Pendant le mois de Ramadan, les radios privées sont prises d’assaut par des prêcheurs qui racontent souvent n’importe. Est-ce que au niveau du Haut conseil islamique, vous avez pensé à cela ?
Quand vous écoutez ces prêcheurs, vous comprenez aisément ce qui se passe. Les uns prêchent au nom de Dieu et les autres pour avoir de quoi subsister. Certains peuvent même avoir d’autres raisons. Au niveau du Haut conseil islamique, on avait envisagé de mettre un programme en ce sens. Nous avons saisi les autorités. Jusqu’à présent, rien n’a été arrêté. Mais nous continuons le travail afin que les prêches, d’une façon générale, soient bien gérés. Je pense que le Haut conseil et le gouvernement, avec l’appui de tout le monde, finaliseront bientôt un programme dans ce sens.

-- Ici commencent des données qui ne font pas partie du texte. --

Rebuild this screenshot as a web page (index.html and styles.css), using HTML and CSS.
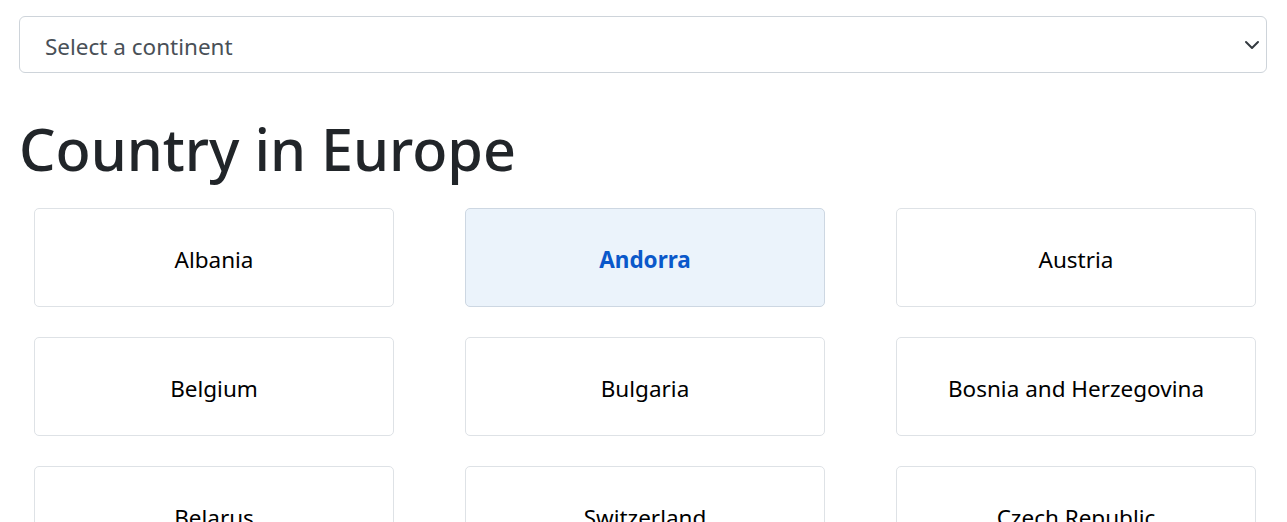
FILE: index.html
```html
<!DOCTYPE html>
<html lang="en">
<head>
<meta charset="utf-8">
<title>Countries</title>
<link rel="stylesheet" href="styles.css">
</head>
<body>
<main class="page">
  <select class="continent-select">
    <option>Select a continent</option>
    <option>Africa</option>
    <option>Asia</option>
    <option>Europe</option>
  </select>
  <h1 class="title">Country in Europe</h1>
  <div class="country-grid">
    <div class="country-card">Albania</div>
    <div class="country-card is-active">Andorra</div>
    <div class="country-card">Austria</div>
    <div class="country-card">Belgium</div>
    <div class="country-card">Bulgaria</div>
    <div class="country-card">Bosnia and Herzegovina</div>
    <div class="country-card">Belarus</div>
    <div class="country-card">Switzerland</div>
    <div class="country-card">Czech Republic</div>
  </div>
</main>
</body>
</html>
```

FILE: styles.css
```css
html, body {
  margin: 0;
  padding: 0;
  background: #fff;
}
body {
  font-family: "Noto Sans", "Open Sans", sans-serif;
  color: #212529;
}
.page {
  padding: 16px 20px 0 19px;
}
.continent-select {
  display: block;
  width: 100%;
  height: 57px;
  box-sizing: border-box;
  padding: 4px 40px 0 25px;
  font-family: inherit;
  font-size: 22.5px;
  font-weight: 400;
  color: #495057;
  background-color: #fff;
  background-image: url("data:image/svg+xml,%3csvg xmlns='http://www.w3.org/2000/svg' viewBox='0 0 16 16'%3e%3cpath fill='none' stroke='%23343a40' stroke-linecap='round' stroke-linejoin='round' stroke-width='2' d='M2 5l6 6 6-6'/%3e%3c/svg%3e");
  background-repeat: no-repeat;
  background-position: right 6px center;
  background-size: 16px 16px;
  border: 1px solid #ced4da;
  border-radius: 6px;
  appearance: none;
  -webkit-appearance: none;
  outline: none;
}
.title {
  margin: 42px 0 24px;
  font-size: 57.5px;
  font-weight: 500;
  line-height: 1.2;
  color: #212529;
}
.country-grid {
  display: grid;
  grid-template-columns: repeat(3, 360px);
  column-gap: 71px;
  row-gap: 30px;
  padding-left: 15px;
}
.country-card {
  height: 99px;
  box-sizing: border-box;
  padding-top: 4px;
  display: flex;
  align-items: center;
  justify-content: center;
  border: 1px solid #dee2e6;
  border-radius: 5px;
  font-size: 22.5px;
  color: #000;
  background: #fff;
}
.country-card.is-active {
  background: #ebf3fb;
  border-color: #cdd7e2;
  color: #0a58ca;
  font-weight: 700;
}
```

Avez-vous un mot pour conclure cet entretien ?
Je demande aux musulmans du Mali, l’entente et la paix. Qu’on se donne la main pour les futures actions à venir. Notre religion n’avancera jamais, tant qu’on ne s’aimera pas entre nous. Tant qu’on ne se donnera pas la main. Aucun être humain ne peut être proche de Dieu sans aimer son prochain. Il faut qu’on soit ensemble, comme l’a dit le Prophète (PSL). Il a juré, au nom de Dieu, que «Vous ne rentrerez pas dans le paradis, vous ne serez pas des fidèles musulmans, tant que vous ne vous aimez pas». C’est dire que les musulmans n’iront jamais dans le paradis sans être des fidèles, et ils ne seront fidèles tant qu’ils ne se donnent pas la main pour s’entraider. Pour cela, il faut qu’ils se fréquentent, aillent les uns chez les autres. C’est ce qui fera que les gens vont s’aimer et chasser toute haine. Nous lançons cet appel à l’union des esprits et des cœurs, qu’on soit un et indivisible, afin que Dieu puisse nous pardonner, afin que notre pays soit stable. Nous prions pour un bon mois de Ramadan, un mois de paix pour notre pays, pour le bonheur de nous tous. Je vous remercie, que Dieu vous donne longue vie dans votre travail de tous les jours. Bon mois de Ramadan à tous les fidèles musulmans du Mali et du monde entier.